Скачал видеоролик с песней из кинофильма «Ночь над Белградом» в исполнении Татьяны Окуневской. Видел её фильмы, читал и даже рецензировал её мемуары «Татьянин день», словом, сколько помню, всегда ценил её талант и красоту. Здесь же что-то особенное. Поглядев и послушав, понимаешь, почему Тито от неё с ума сошёл: «Небо Хорватии милое…» голос с какой-то невероятной смесью военного «славянского» патриотизма и сексуальности. А глаза, рот, жесты! Чем же, я спрашиваю, наша Окуневская была плоше Марлен Дитрих?
Только спросить некого — разве что на могилку к Кремлёвской стене сходить.
Тогда крупные драматические актрисы и актёры прекрасно пели, при этом не выставляя себя певцами. Ольга Андровская, Сергей Мартинсон, Александр Борисов, Борис Чирков. И сейчас, конечно, поют. Только — это, видимо, у меня уже возрастное отношение — не так поют. В больших залах с целыми концертами выступают, с гастролями ездят. Красавцы — Гусева, Дятлов и другие. Многие другие. И романсы, и Окуджаву, и которые песни о главном. Скучно, пресно, псевдо. Тут как-то Валентин Гафт со слезами вспомнил песню из кинофильма «Иван Никулин русский матрос», да и как удержаться от слёз, едва задребезжит тенорок Бориса Чиркова: «На ветвях израненного тополя…».
В тексте песни «Ночь над Белградом» (слова Бориса Ласкина) со временем почему-то строку «Небо Хорватии милое» изменили на «Небо Белграда милое», а ещё я наткнулся на исполнение песни Эдитой Пьехой. Лучше бы не натыкался.
Не знаю, насколько типична в советском театре пара: муж-главреж, жена-драматург. Во всяком случае, Елизавета Максимовна Бондарева — бывшая провинциальная актриса Елизавета Циммерман, сделавшись женою главного режиссёра, открыла в себе талант драматурга.
Актёр Юрий Каюров вспоминал: «’’Соперницы”, “Хрустальный ключ”, “Чайки над морем”, “Друзья мои” — вот пьесы, ею написанные, Бондаревым поставленные, нами сыгранные по сто и больше раз каждая. А что? Публика ходила и ходила в наш театр, никто силой не загонял».
Силой не силой, но каждый сознательный саратовец хоть по разочку, но их видел. А уж «Чайки над морем», если не путаю, и триста представлений выдержали, о чём сообщали афиши. Так было как-то распределено в провинциальных театрах в известных пропорциях: русская классика, советская классика, зарубежная классика, и — что-то оригинальное, местное.

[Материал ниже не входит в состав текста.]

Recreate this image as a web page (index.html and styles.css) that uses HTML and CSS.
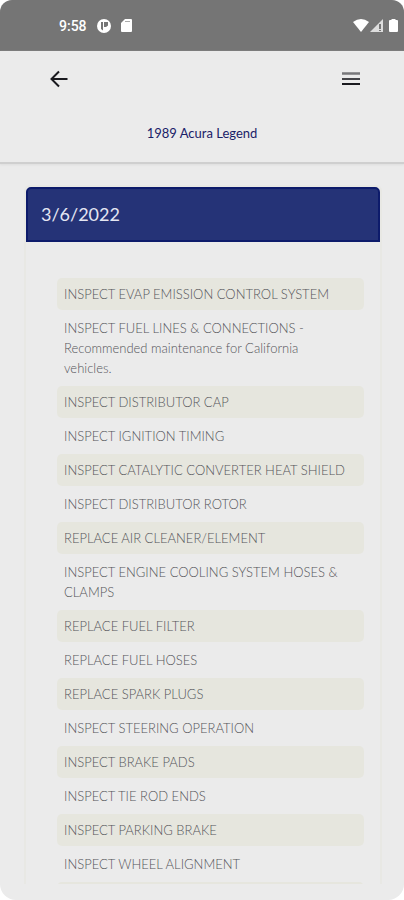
FILE: index.html
```html
<!DOCTYPE html>
<html lang="en">
<head>
    <meta charset="UTF-8">
    <meta name="viewport" content="width=device-width, initial-scale=1.0">
    <title>1989 Acura Legend</title>
    <link rel="stylesheet" href="styles.css">
</head>
<body>

<div class="screen">
    <div class="status-bar">
        <span class="clock">9:58</span>
        <svg width="14" height="14" viewBox="0 0 14 14">
            <circle cx="7" cy="7" r="7" fill="#fff"/>
            <path d="M4 3h2v8.500L4 10zM7 3h4v3.500L9 8H7z" fill="#757575"/>
        </svg>
        <svg width="11" height="13" viewBox="0 0 11 13">
            <path d="M4 0h6q1 0 1 1v11q0 1-1 1H1q-1 0-1-1V4z" fill="#fff"/>
            <path d="M4 2.500h5" stroke="#aaa"/>
        </svg>
        <div class="signals">
            <svg width="16" height="13" viewBox="0 0 16 13">
                <path d="M0 3Q8-3 16 3L8 13z" fill="#fff"/>
            </svg>
            <svg width="13" height="13" viewBox="0 0 13 13">
                <path d="M13 0v13H0z" fill="#ddd"/>
                <path d="M10 5v5M10 11v1" stroke="#757575" stroke-width="2"/>
            </svg>
            <svg class="battery" width="9" height="13" viewBox="0 0 9 13">
                <path d="M2.500 0h4v1H8q1 0 1 1v10q0 1-1 1H1q-1 0-1-1V2q0-1 1-1h1.500z" fill="#fff"/>
            </svg>
        </div>
    </div>

    <header class="header">
        <div class="toolbar">
            <button type="button" class="icon-btn" aria-label="Back">
                <svg width="18" height="18" viewBox="0 0 18 18" fill="none" stroke="#1a1a1f" stroke-width="2">
                    <path d="M17.500 9H2M9 1.500L1.500 9L9 16.500"/>
                </svg>
            </button>
            <button type="button" class="icon-btn" aria-label="Menu">
                <svg width="18" height="14" viewBox="0 0 18 14">
                    <path d="M0 1.500h18" stroke="#77777a" stroke-width="2.500"/>
                    <path d="M0 7h18" stroke="#444448" stroke-width="2"/>
                    <path d="M0 12h18" stroke="#1a1a1f" stroke-width="2"/>
                </svg>
            </button>
        </div>
        <h1>1989 Acura Legend</h1>
    </header>

    <main class="content">
        <section class="card">
            <h2>3/6/2022</h2>
            <ul class="services">
                <li>INSPECT EVAP EMISSION CONTROL SYSTEM</li>
                <li>INSPECT FUEL LINES &amp; CONNECTIONS -<br>Recommended maintenance for California<br>vehicles.</li>
                <li>INSPECT DISTRIBUTOR CAP</li>
                <li>INSPECT IGNITION TIMING</li>
                <li>INSPECT CATALYTIC CONVERTER HEAT SHIELD</li>
                <li>INSPECT DISTRIBUTOR ROTOR</li>
                <li>REPLACE AIR CLEANER/ELEMENT</li>
                <li>INSPECT ENGINE COOLING SYSTEM HOSES &amp; CLAMPS</li>
                <li>REPLACE FUEL FILTER</li>
                <li>REPLACE FUEL HOSES</li>
                <li>REPLACE SPARK PLUGS</li>
                <li>INSPECT STEERING OPERATION</li>
                <li>INSPECT BRAKE PADS</li>
                <li>INSPECT TIE ROD ENDS</li>
                <li>INSPECT PARKING BRAKE</li>
                <li>INSPECT WHEEL ALIGNMENT</li>
                <li></li>
            </ul>
        </section>
    </main>
</div>

</body>
</html>
```
FILE: styles.css
```css
* {
    box-sizing: border-box;
}
body {
    margin: 0;
    background-color: #fff;
    font-family: Lato, "Open Sans", sans-serif;
}
.screen {
    display: flex;
    flex-direction: column;
    height: 100vh;
    padding-bottom: 16px;
    border-radius: 12px 12px 16px 16px;
    background-color: #ebebeb;
    overflow: hidden;
}
.status-bar {
    display: flex;
    flex: none;
    align-items: center;
    gap: 10px;
    height: 51px;
    padding: 0 6px 0 59px;
    background-color: #757575;
}
.clock {
    color: #fff;
    font-family: Roboto, sans-serif;
    font-size: 14px;
    font-weight: 500;
}
.signals {
    display: flex;
    align-items: center;
    gap: 1px;
    margin-left: auto;
}
.battery {
    margin-left: 5px;
}
.header {
    flex: none;
    padding: 16px 0 19px;
    border-bottom: 2px solid #cfcfcf;
    box-shadow: 0 1px 2px #ddd;
}
.toolbar {
    display: flex;
    justify-content: space-between;
    padding: 0 36px 0 42px;
}
.icon-btn {
    display: flex;
    align-items: center;
    justify-content: center;
    width: 34px;
    height: 24px;
    padding: 0;
    border: 0;
    background: none;
    cursor: pointer;
}
h1 {
    margin: 32px 0 0;
    color: #1a2168;
    font-size: 13px;
    font-weight: 400;
    line-height: 20px;
    text-align: center;
}
.content {
    flex: 1;
    min-height: 0;
    padding: 21px 22px 0 24px;
    overflow: hidden;
}
.card {
    border: 2px solid #e8e8e4;
    border-radius: 6px;
}
h2 {
    margin: 0;
    padding: 0 13px;
    border: 2px solid #0d1b6b;
    border-radius: 5px 5px 0 0;
    background-color: #253377;
    color: #e4e6f2;
    font-size: 18px;
    font-weight: 400;
    line-height: 51px;
}
.services {
    display: flex;
    flex-direction: column;
    gap: 2px;
    margin: 0;
    padding: 36px 16px 36px 31px;
    list-style: none;
}
.services li {
    min-height: 32px;
    padding: 6px 7px;
    border-radius: 5px;
    color: #55555a;
    font-size: 13px;
    font-weight: 300;
    line-height: 20px;
}
.services li:nth-child(odd) {
    background-color: #e6e6de;
}
```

До приезда супругов Бондаревых Саратовский драмтеатр в этом отношении бедствовал: на весь город был один-единственный драматург Смирнов-Ульяновский. Псевдоним его курьёзен: до 1924 года провинциальный журналист Смирнов подписывался Смирнов-Симбирский. Основным событием его жизни стало то, что он был делегатом 3-го Съезда комсомола, где слышал историческую речь Ленина «О задачах союзов молодёжи». Валентин Александрович в печати и на встречах с читателями часто и охотно рассказывал прежде всего об этом, а не о созданных им пьесах, которых было всего две: «Сын Отечества» (о Радищеве) и «Великий демократ» (о Чернышевском). Но несмотря на всю их идеологическую выдержанность, не только работникам театра, но даже и обкомовцам желалось увидеть на саратовской сцене что-нибудь такое поближе, поживее, повеселее. А Елизавета Максимовна могла написать обо всём — колхозниках, пограничниках, военных моряках.
Саратов был не первым и не последним городом четы Бондаревых. Курск — Чкалов — Бузулук — Ташкент — Владивосток — Куйбышев.